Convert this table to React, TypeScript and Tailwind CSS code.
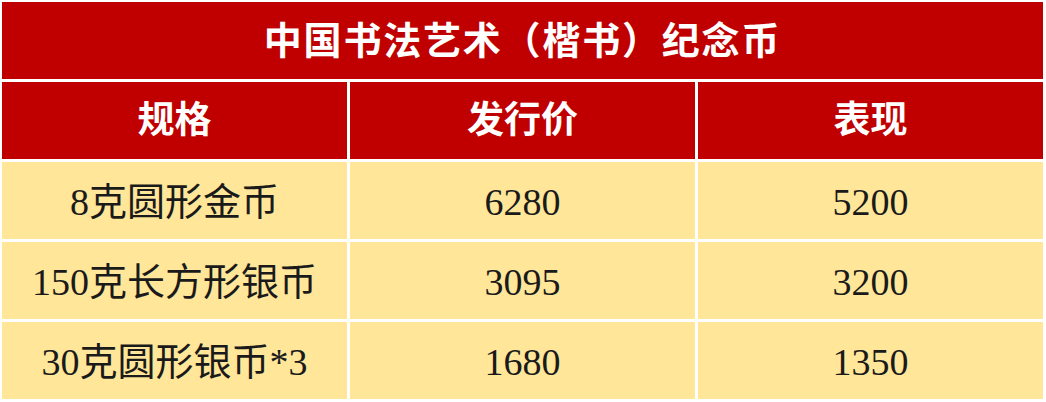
import React from 'react';

const rows = [
  { spec: '8克圆形金币', price: '6280', now: '5200' },
  { spec: '150克长方形银币', price: '3095', now: '3200' },
  { spec: '30克圆形银币*3', price: '1680', now: '1350' },
];

const font = { fontFamily: '"Liberation Serif", "Noto Sans CJK SC", serif' };

export default function App() {
  return (
    <div className="w-[1046px] h-[402px] bg-white pt-[2px] pl-[2px] pr-[3px] flex flex-col gap-[3px]" style={font}>
      {/* Title */}
      <div className="h-[77px] bg-[#c00000] flex items-center justify-center">
        <span className="text-white font-bold text-[38px] tracking-[1.8px] leading-none">
          中国书法艺术（楷书）纪念币
        </span>
      </div>

      {/* Header */}
      <div className="grid grid-cols-3 gap-[3px] h-[77px]">
        {['规格', '发行价', '表现'].map((h) => (
          <div key={h} className="bg-[#c00000] flex items-center justify-center">
            <span className="text-white font-bold text-[37px] leading-none">{h}</span>
          </div>
        ))}
      </div>

      {/* Body rows */}
      {rows.map((r) => (
        <div key={r.spec} className="grid grid-cols-3 gap-[3px] h-[77px]">
          {[r.spec, r.price, r.now].map((c, i) => (
            <div key={i} className="bg-[#ffe699] flex items-center justify-center">
              <span className="text-[#1a1a1a] text-[38px] leading-none pt-[3px]">{c}</span>
            </div>
          ))}
        </div>
      ))}
    </div>
  );
}
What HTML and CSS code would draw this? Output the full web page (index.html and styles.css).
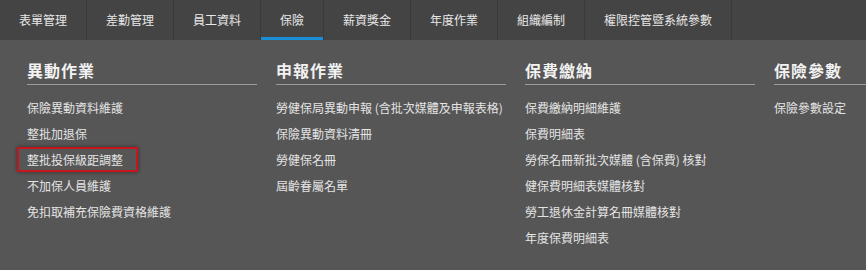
FILE: index.html
```html
<!DOCTYPE html>
<html lang="zh-Hant">

<head>
    <meta charset="UTF-8">
    <meta name="viewport" content="width=device-width, initial-scale=1.0">
    <title>保險</title>
    <link rel="stylesheet" href="styles.css">
</head>

<body>
    <nav class="menu-bar">
        <a class="tab">表單管理</a>
        <a class="tab">差勤管理</a>
        <a class="tab">員工資料</a>
        <a class="tab active">保險</a>
        <a class="tab">薪資獎金</a>
        <a class="tab">年度作業</a>
        <a class="tab">組織編制</a>
        <a class="tab">權限控管暨系統參數</a>
    </nav>

    <div class="mega-menu">
        <div class="column">
            <h3 class="column-title">異動作業</h3>
            <ul class="links">
                <li><a>保險異動資料維護</a></li>
                <li><a>整批加退保</a></li>
                <li><a class="marked">整批投保級距調整</a></li>
                <li><a>不加保人員維護</a></li>
                <li><a>免扣取補充保險費資格維護</a></li>
            </ul>
        </div>
        <div class="column">
            <h3 class="column-title">申報作業</h3>
            <ul class="links">
                <li><a>勞健保局異動申報 (含批次媒體及申報表格)</a></li>
                <li><a>保險異動資料清冊</a></li>
                <li><a>勞健保名冊</a></li>
                <li><a>屆齡眷屬名單</a></li>
            </ul>
        </div>
        <div class="column">
            <h3 class="column-title">保費繳納</h3>
            <ul class="links">
                <li><a>保費繳納明細維護</a></li>
                <li><a>保費明細表</a></li>
                <li><a>勞保名冊新批次媒體 (含保費) 核對</a></li>
                <li><a>健保費明細表媒體核對</a></li>
                <li><a>勞工退休金計算名冊媒體核對</a></li>
                <li><a>年度保費明細表</a></li>
            </ul>
        </div>
        <div class="column">
            <h3 class="column-title">保險參數</h3>
            <ul class="links">
                <li><a>保險參數設定</a></li>
            </ul>
        </div>
    </div>
</body>

</html>
```

FILE: styles.css
```css
/* General */
body {
    margin: 0;
    height: 270px;
    background: #565656;
    font-family: "Noto Sans CJK TC", "Noto Sans", sans-serif;
    color: #e4e4e4;
    overflow: hidden;
}

/* Top menu bar */
.menu-bar {
    display: flex;
    height: 40px;
    background: #444444;
}

.tab {
    padding: 0 19px;
    line-height: 40px;
    font-size: 12px;
    color: #e8e8e8;
    border-right: 1px solid #3a3a3a;
    white-space: nowrap;
    cursor: pointer;
}

.tab.active {
    box-shadow: inset 0 -3px 0 #1a8fd8;
}

/* Dropdown panel */
.mega-menu {
    display: grid;
    grid-template-columns: repeat(4, 230px);
    column-gap: 19px;
    padding: 20px 0 0 27px;
    overflow: hidden;
}

.column-title {
    margin: 0;
    padding-bottom: 4px;
    font-size: 16px;
    line-height: 20px;
    font-weight: bold;
    letter-spacing: 1px;
    color: #f2f2f2;
    border-bottom: 1px solid #9a9a9a;
}

.links {
    list-style: none;
    margin: 10px 0 0;
    padding: 0;
}

.links li {
    height: 26px;
    line-height: 26px;
    font-size: 12px;
    white-space: nowrap;
}

.links a {
    cursor: pointer;
}

/* Highlight box */
.links a.marked {
    display: inline-block;
    line-height: 21px;
    margin-left: -10px;
    padding: 0 13px 0 8px;
    border: 2px solid #c4161c;
    box-shadow: 0 0 4px rgba(0, 0, 0, 0.45);
}
```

# # # # # # #

_Task requirements_
Leave out the pictures and restate everything else word for word.

_Task response_
Convert this table to React, TypeScript and Tailwind CSS code.
import React from 'react';

const rows = [
  { spec: '8克圆形金币', price: '6280', now: '5200' },
  { spec: '150克长方形银币', price: '3095', now: '3200' },
  { spec: '30克圆形银币*3', price: '1680', now: '1350' },
];

const font = { fontFamily: '"Liberation Serif", "Noto Sans CJK SC", serif' };

export default function App() {
  return (
    <div className="w-[1046px] h-[402px] bg-white pt-[2px] pl-[2px] pr-[3px] flex flex-col gap-[3px]" style={font}>
      {/* Title */}
      <div className="h-[77px] bg-[#c00000] flex items-center justify-center">
        <span className="text-white font-bold text-[38px] tracking-[1.8px] leading-none">
          中国书法艺术（楷书）纪念币
        </span>
      </div>

      {/* Header */}
      <div className="grid grid-cols-3 gap-[3px] h-[77px]">
        {['规格', '发行价', '表现'].map((h) => (
          <div key={h} className="bg-[#c00000] flex items-center justify-center">
            <span className="text-white font-bold text-[37px] leading-none">{h}</span>
          </div>
        ))}
      </div>

      {/* Body rows */}
      {rows.map((r) => (
        <div key={r.spec} className="grid grid-cols-3 gap-[3px] h-[77px]">
          {[r.spec, r.price, r.now].map((c, i) => (
            <div key={i} className="bg-[#ffe699] flex items-center justify-center">
              <span className="text-[#1a1a1a] text-[38px] leading-none pt-[3px]">{c}</span>
            </div>
          ))}
        </div>
      ))}
    </div>
  );
}
What HTML and CSS code would draw this? Output the full web page (index.html and styles.css).
FILE: index.html
```html
<!DOCTYPE html>
<html lang="zh-Hant">

<head>
    <meta charset="UTF-8">
    <meta name="viewport" content="width=device-width, initial-scale=1.0">
    <title>保險</title>
    <link rel="stylesheet" href="styles.css">
</head>

<body>
    <nav class="menu-bar">
        <a class="tab">表單管理</a>
        <a class="tab">差勤管理</a>
        <a class="tab">員工資料</a>
        <a class="tab active">保險</a>
        <a class="tab">薪資獎金</a>
        <a class="tab">年度作業</a>
        <a class="tab">組織編制</a>
        <a class="tab">權限控管暨系統參數</a>
    </nav>

    <div class="mega-menu">
        <div class="column">
            <h3 class="column-title">異動作業</h3>
            <ul class="links">
                <li><a>保險異動資料維護</a></li>
                <li><a>整批加退保</a></li>
                <li><a class="marked">整批投保級距調整</a></li>
                <li><a>不加保人員維護</a></li>
                <li><a>免扣取補充保險費資格維護</a></li>
            </ul>
        </div>
        <div class="column">
            <h3 class="column-title">申報作業</h3>
            <ul class="links">
                <li><a>勞健保局異動申報 (含批次媒體及申報表格)</a></li>
                <li><a>保險異動資料清冊</a></li>
                <li><a>勞健保名冊</a></li>
                <li><a>屆齡眷屬名單</a></li>
            </ul>
        </div>
        <div class="column">
            <h3 class="column-title">保費繳納</h3>
            <ul class="links">
                <li><a>保費繳納明細維護</a></li>
                <li><a>保費明細表</a></li>
                <li><a>勞保名冊新批次媒體 (含保費) 核對</a></li>
                <li><a>健保費明細表媒體核對</a></li>
                <li><a>勞工退休金計算名冊媒體核對</a></li>
                <li><a>年度保費明細表</a></li>
            </ul>
        </div>
        <div class="column">
            <h3 class="column-title">保險參數</h3>
            <ul class="links">
                <li><a>保險參數設定</a></li>
            </ul>
        </div>
    </div>
</body>

</html>
```

FILE: styles.css
```css
/* General */
body {
    margin: 0;
    height: 270px;
    background: #565656;
    font-family: "Noto Sans CJK TC", "Noto Sans", sans-serif;
    color: #e4e4e4;
    overflow: hidden;
}

/* Top menu bar */
.menu-bar {
    display: flex;
    height: 40px;
    background: #444444;
}

.tab {
    padding: 0 19px;
    line-height: 40px;
    font-size: 12px;
    color: #e8e8e8;
    border-right: 1px solid #3a3a3a;
    white-space: nowrap;
    cursor: pointer;
}

.tab.active {
    box-shadow: inset 0 -3px 0 #1a8fd8;
}

/* Dropdown panel */
.mega-menu {
    display: grid;
    grid-template-columns: repeat(4, 230px);
    column-gap: 19px;
    padding: 20px 0 0 27px;
    overflow: hidden;
}

.column-title {
    margin: 0;
    padding-bottom: 4px;
    font-size: 16px;
    line-height: 20px;
    font-weight: bold;
    letter-spacing: 1px;
    color: #f2f2f2;
    border-bottom: 1px solid #9a9a9a;
}

.links {
    list-style: none;
    margin: 10px 0 0;
    padding: 0;
}

.links li {
    height: 26px;
    line-height: 26px;
    font-size: 12px;
    white-space: nowrap;
}

.links a {
    cursor: pointer;
}

/* Highlight box */
.links a.marked {
    display: inline-block;
    line-height: 21px;
    margin-left: -10px;
    padding: 0 13px 0 8px;
    border: 2px solid #c4161c;
    box-shadow: 0 0 4px rgba(0, 0, 0, 0.45);
}
```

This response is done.